I just read this article and it was riddled with errors and muddled thinking. His example "Consider the food business. It used to be quite local. Small companies and local producers competed with each other." doesn't mention that in those days the quantity of food produced would only support a much smaller population -- plus, the quality of the food produced was below what we're used to in 2000, and contributed to the lower life expectancy at the time (54 in 1920). From http://www.census.gov/population/estimates/nation/ popclockest.txt:
US population:
1900: 76,000,000
1940: 132,000,000
1990: 272,000,000
I wonder whether author Peter Wayner would care to place his chips on whether he'd be among the lucky 28% of the population to survive a return to his model pre-centralized agricultural economy?
He brings up cars and guns and somehow thinks that because they were widely used by individuals that a central distribution facility was proven unnecessary.
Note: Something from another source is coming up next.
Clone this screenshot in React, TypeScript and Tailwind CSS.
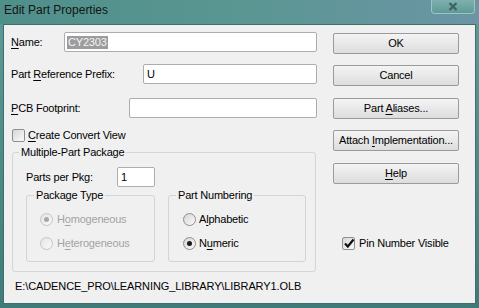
import React from "react";

const font = { fontFamily: '"Liberation Sans", Arial, sans-serif' };

const Mn: React.FC<{ children: React.ReactNode }> = ({ children }) => (
  <span className="underline decoration-1 underline-offset-[2px]">{children}</span>
);

const CheckBox: React.FC<{ checked?: boolean }> = ({ checked }) => (
  <span className="relative flex h-[13px] w-[13px] shrink-0 items-center justify-center rounded-[2px] border border-[#8e8f8f] bg-gradient-to-br from-[#d6d6d6] to-[#fbfbfb]">
    {checked && (
      <svg width="12" height="12" viewBox="0 0 12 12" className="absolute left-[0px] top-[-1px]">
        <path d="M2 6.5 L4.8 9.5 L10.5 2.5" fill="none" stroke="#111" strokeWidth="2.2" />
      </svg>
    )}
  </span>
);

const Radio: React.FC<{ checked?: boolean; disabled?: boolean }> = ({ checked, disabled }) => (
  <span
    className={
      disabled
        ? "flex h-[13px] w-[13px] shrink-0 items-center justify-center rounded-full border border-[#c4c4c4] bg-gradient-to-br from-[#e4e4e4] to-[#fafafa]"
        : "flex h-[13px] w-[13px] shrink-0 items-center justify-center rounded-full border border-[#8e8f8f] bg-gradient-to-br from-[#d4d4d4] to-[#fbfbfb]"
    }
  >
    {checked && (
      <span className={disabled ? "h-[5px] w-[5px] rounded-full bg-[#a8a8a8]" : "h-[5px] w-[5px] rounded-full bg-[#1c1c1c]"} />
    )}
  </span>
);

const Btn: React.FC<{ children: React.ReactNode; className?: string }> = ({ children, className }) => (
  <div
    className={
      "flex h-[21px] w-[126px] items-center justify-center rounded-[2px] border border-[#9a9a9a] bg-gradient-to-b from-[#f4f4f4] to-[#dddddd] text-[11px] text-black " +
      (className ?? "")
    }
  >
    {children}
  </div>
);

const Input: React.FC<{ className?: string; children?: React.ReactNode }> = ({ className, children }) => (
  <div className={"flex h-[20px] items-center rounded-[2px] border border-[#abadb3] bg-white pl-[2px] text-[11px] " + (className ?? "")}>
    {children}
  </div>
);

export default function App() {
  return (
    <div className="flex h-[308px] w-[479px] flex-col bg-gradient-to-b from-[#5f9b97] to-[#3f7c79] tracking-[-0.2px]" style={font}>
      {/* title bar */}
      <div className="flex h-[24px] shrink-0 items-start justify-between bg-gradient-to-r from-[#4f8f8a] via-[#5a9692] to-[#6b95a5]">
        <span className="pl-[4px] pt-[3px] text-[12px] leading-[15px] tracking-normal text-[#141414]">Edit Part Properties</span>
        <div className="mr-[4px] flex h-[14px] w-[44px] items-center justify-center rounded-b-[4px] border border-t-0 border-[#9fc3c3] bg-gradient-to-b from-[#7fb0ae] to-[#5e9a97]">
          <svg width="10" height="9" viewBox="0 0 10 9">
            <path d="M1.5 1 L8.5 8 M8.5 1 L1.5 8" stroke="#3e6264" strokeWidth="2.2" />
          </svg>
        </div>
      </div>

      {/* client area */}
      <div className="mx-[3px] flex h-[280px] border border-[#3d6f6e] bg-[#f0f0f0] text-[11px] leading-[13px] text-black">
        {/* left column */}
        <div className="ml-[7px] flex w-[306px] flex-col pt-[7px]">
          <div className="flex h-[20px] items-center">
            <span className="w-[53px]">
              <Mn>N</Mn>ame:
            </span>
            <Input className="flex-1">
              <span className="bg-[#9c9c9c] px-[1px] text-[#f4f4f4]">CY2303</span>
            </Input>
          </div>

          <div className="mt-[12px] flex h-[20px] items-center">
            <span className="w-[132px]">
              Part <Mn>R</Mn>eference Prefix:
            </span>
            <Input className="flex-1 pl-[3px]">U</Input>
          </div>

          <div className="mt-[14px] flex h-[20px] items-center">
            <span className="w-[118px]">
              <Mn>P</Mn>CB Footprint:
            </span>
            <Input className="flex-1" />
          </div>

          <div className="ml-[1px] mt-[10px] flex h-[14px] items-center gap-[3px]">
            <CheckBox />
            <span>
              <Mn>C</Mn>reate Convert View
            </span>
          </div>

          {/* Multiple-Part Package */}
          <div className="relative ml-[1px] mt-[10px] h-[120px] w-[304px] rounded-[3px] border border-[#cfd5d8]">
            <span className="absolute left-[6px] top-[-7px] bg-[#f0f0f0] px-[2px]">Multiple-Part Package</span>
            <div className="flex h-[20px] items-center pl-[13px] pt-0 mt-[14px]">
              <span className="w-[91px]">Parts per Pkg:</span>
              <Input className="w-[38px] pl-[3px]">1</Input>
            </div>
            <div className="mt-[8px] flex gap-[13px] pl-[13px]">
              <div className="relative h-[67px] w-[129px] rounded-[3px] border border-[#cfd5d8]">
                <span className="absolute left-[7px] top-[-7px] bg-[#f0f0f0] px-[2px]">Package Type</span>
                <div className="flex flex-col gap-[11px] pl-[13px] pt-[17px] text-[#a3a3a3]">
                  <div className="flex h-[13px] items-center gap-[4px]">
                    <Radio checked disabled />
                    <span>
                      H<Mn>o</Mn>mogeneous
                    </span>
                  </div>
                  <div className="flex h-[13px] items-center gap-[4px]">
                    <Radio disabled />
                    <span>
                      H<Mn>e</Mn>terogeneous
                    </span>
                  </div>
                </div>
              </div>
              <div className="relative h-[67px] w-[138px] rounded-[3px] border border-[#cfd5d8]">
                <span className="absolute left-[7px] top-[-7px] bg-[#f0f0f0] px-[2px]">Part Numbering</span>
                <div className="flex flex-col gap-[11px] pl-[14px] pt-[17px]">
                  <div className="flex h-[13px] items-center gap-[3px]">
                    <Radio />
                    <span>
                      A<Mn>l</Mn>phabetic
                    </span>
                  </div>
                  <div className="flex h-[13px] items-center gap-[3px]">
                    <Radio checked />
                    <span>
                      N<Mn>u</Mn>meric
                    </span>
                  </div>
                </div>
              </div>
            </div>
          </div>

          <div className="ml-[4px] mt-[8px] tracking-[-0.1px]">E:\CADENCE_PRO\LEARNING_LIBRARY\LIBRARY1.OLB</div>
        </div>

        {/* right column */}
        <div className="ml-[16px] flex flex-col pt-[8px]">
          <Btn>OK</Btn>
          <Btn className="mt-[11px]">Cancel</Btn>
          <Btn className="mt-[12px]">
            <span>
              Part <Mn>A</Mn>liases...
            </span>
          </Btn>
          <Btn className="mt-[11px]">
            <span>
              Attach <Mn>I</Mn>mplementation...
            </span>
          </Btn>
          <Btn className="mt-[12px]">
            <span>
              <Mn>H</Mn>elp
            </span>
          </Btn>
          <div className="ml-[9px] mt-[53px] flex h-[13px] items-center gap-[4px]">
            <CheckBox checked />
            <span>Pin Number Visible</span>
          </div>
        </div>
      </div>
    </div>
  );
}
Not only is this untrue as Wayner himself states within the article ("Guns produced in the East..." implies at least a central production AREA, and in fact as I'm sure Wayner knows, both guns and cars were produced in centralized FACTORIES, not handcrafted in basements one by one), but it answers only a bogus objection to Napster: the objection is not that Napster decentralizes music distribution, but that it allows music theft. All of Wayner's examples ignore the crucial point that cars, guns, books, food, etc. were BOUGHT by the individuals using them, not carried away as loot from the manufacturers.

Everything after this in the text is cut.